The songs from the older albums, do they take on a different meaning to you now? I was thinking of songs like Ballad of Me and My Friends.

Yeah they do. The thing is, I feel quite strongly that I don’t have ownership over interpretations of my songs, I don’t anyone does. I think that’s the thing that makes art interesting, is these different interpretations. Occasionally you see people coming along saying “you’re not allowed to think that about this song” and that’s coming at it wrong for me. The minute I first played Ballad of Me and My Friends it meant different things to different people, and in a way part of the knack of song-writing is writing songs that have layers of interpretation that people can dig in to.

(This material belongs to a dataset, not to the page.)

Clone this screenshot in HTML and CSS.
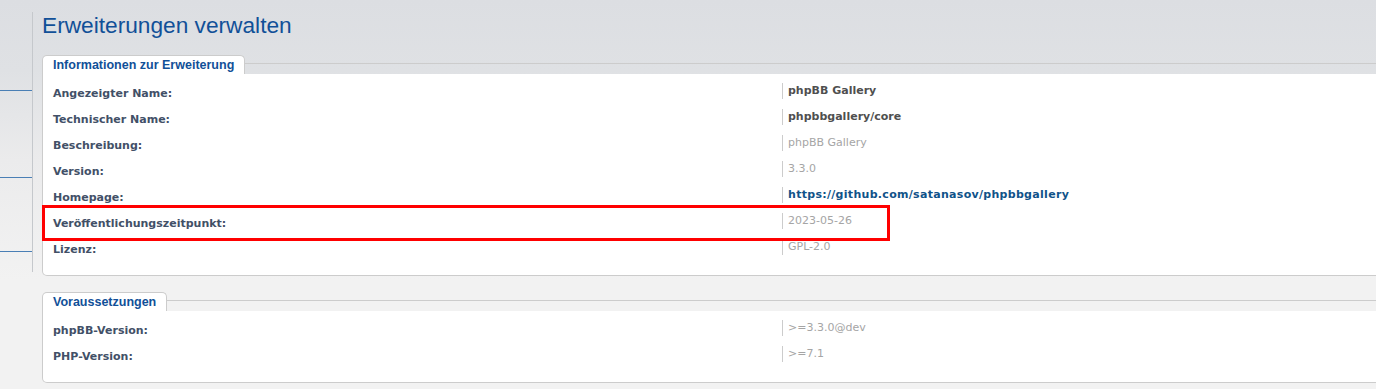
FILE: index.html
```html
<!DOCTYPE html>
<html lang="de">
<head>
  <meta charset="UTF-8">
  <title>Erweiterungen verwalten</title>
  <link rel="stylesheet" href="styles.css">
</head>
<body>
  <div class="wrap">
    <div class="sidebar">
      <div class="menu-block first"></div>
      <div class="menu-block second"></div>
      <div class="menu-block third"></div>
    </div>

    <div class="main">
      <h1>Erweiterungen verwalten</h1>

      <div class="panel">
        <div class="panel-head">
          <div class="legend">Informationen zur Erweiterung</div>
          <div class="legend-fill"></div>
        </div>
        <div class="panel-body">
          <dl>
            <dt>Angezeigter Name:</dt>
            <dd class="strong">phpBB Gallery</dd>
          </dl>
          <dl>
            <dt>Technischer Name:</dt>
            <dd class="strong">phpbbgallery/core</dd>
          </dl>
          <dl>
            <dt>Beschreibung:</dt>
            <dd>phpBB Gallery</dd>
          </dl>
          <dl>
            <dt>Version:</dt>
            <dd>3.3.0</dd>
          </dl>
          <dl>
            <dt>Homepage:</dt>
            <dd class="link"><a href="#">https://github.com/satanasov/phpbbgallery</a></dd>
          </dl>
          <dl>
            <dt>Veröffentlichungszeitpunkt:</dt>
            <dd>2023-05-26</dd>
          </dl>
          <dl>
            <dt>Lizenz:</dt>
            <dd>GPL-2.0</dd>
          </dl>
        </div>
      </div>

      <div class="panel">
        <div class="panel-head">
          <div class="legend">Voraussetzungen</div>
          <div class="legend-fill"></div>
        </div>
        <div class="panel-body">
          <dl>
            <dt>phpBB-Version:</dt>
            <dd>&gt;=3.3.0@dev</dd>
          </dl>
          <dl>
            <dt>PHP-Version:</dt>
            <dd>&gt;=7.1</dd>
          </dl>
        </div>
      </div>
    </div>
  </div>

  <div class="highlight"></div>
</body>
</html>
```

FILE: styles.css
```css
body {
  margin: 0;
  padding: 0;
  font-family: "DejaVu Sans", Verdana, sans-serif;
  font-size: 11px;
  background: linear-gradient(to bottom, #dcdee2 0px, #dfe1e4 70px, #ebebec 160px, #f2f2f2 280px);
  background-color: #f2f2f2;
  min-height: 389px;
  overflow: hidden;
}

.wrap {
  display: flex;
  align-items: flex-start;
}

/* left menu remains */
.sidebar {
  width: 32px;
  margin-top: 12px;
  border-right: 1px solid #c5c8cc;
  flex-shrink: 0;
}

.menu-block {
  border-bottom: 1px solid #4a7fb5;
}

.menu-block.first {
  height: 78px;
}

.menu-block.second {
  height: 86px;
}

.menu-block.third {
  height: 73px;
}

.sidebar::after {
  content: "";
  display: block;
  height: 20px;
}

.main {
  margin-left: 9px;
  width: 1420px;
  flex-shrink: 0;
}

h1 {
  margin: 12px 0 0 0;
  font-family: "Liberation Sans", Arial, sans-serif;
  font-size: 22.7px;
  font-weight: normal;
  line-height: 26px;
  color: #115098;
}

.panel {
  margin-top: 17px;
}

.panel + .panel {
  margin-top: 16px;
}

.panel-head {
  display: flex;
  align-items: flex-start;
}

.legend {
  background: #fff;
  border: 1px solid #ccc;
  border-bottom: none;
  border-radius: 5px 5px 0 0;
  padding: 0 10px 0 10px;
  height: 18px;
  line-height: 19px;
  font-family: "Liberation Sans", Arial, sans-serif;
  font-size: 12.5px;
  font-weight: bold;
  color: #115098;
}

.legend-fill {
  flex: 1;
  height: 8px;
  border-bottom: 1px solid #ccc;
}

.panel-body {
  background: #fff;
  border: 1px solid #ccc;
  border-top: none;
  border-radius: 0 0 5px 5px;
  padding: 6px 10px 13px 10px;
}

dl {
  display: flex;
  align-items: center;
  height: 26px;
  margin: 0;
}

dt {
  width: 729px;
  font-weight: bold;
  color: #425067;
}

dd {
  margin: 0 0 5px 0;
  border-left: 1px solid #ccc;
  padding-left: 5px;
  line-height: 16px;
  color: #a5a5a5;
}

dd.strong {
  font-weight: bold;
  color: #4f4f4f;
}

dd.link a {
  font-weight: bold;
  letter-spacing: 0.3px;
  color: #105289;
  text-decoration: none;
}

/* annotation box drawn over the screenshot */
.highlight {
  position: absolute;
  left: 42px;
  top: 205px;
  width: 842px;
  height: 30px;
  border: 3px solid #f00;
}
```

Songs mean different things to me over time. Something I’ve been doing on this tour a little bit; there’s a song on the new record called Demons which is about one thing and since Paris is now very much about another thing in my head. I’ve been playing it and dedicating it to Nick. Songs like Photosynthesis mean different things to me. Love Ire and Song has most definitely changed over time, in terms of what that song does and doesn’t mean. To be honest I feel that song actually changes what it does and doesn’t mean in the confines of the three and a half minutes it lasts.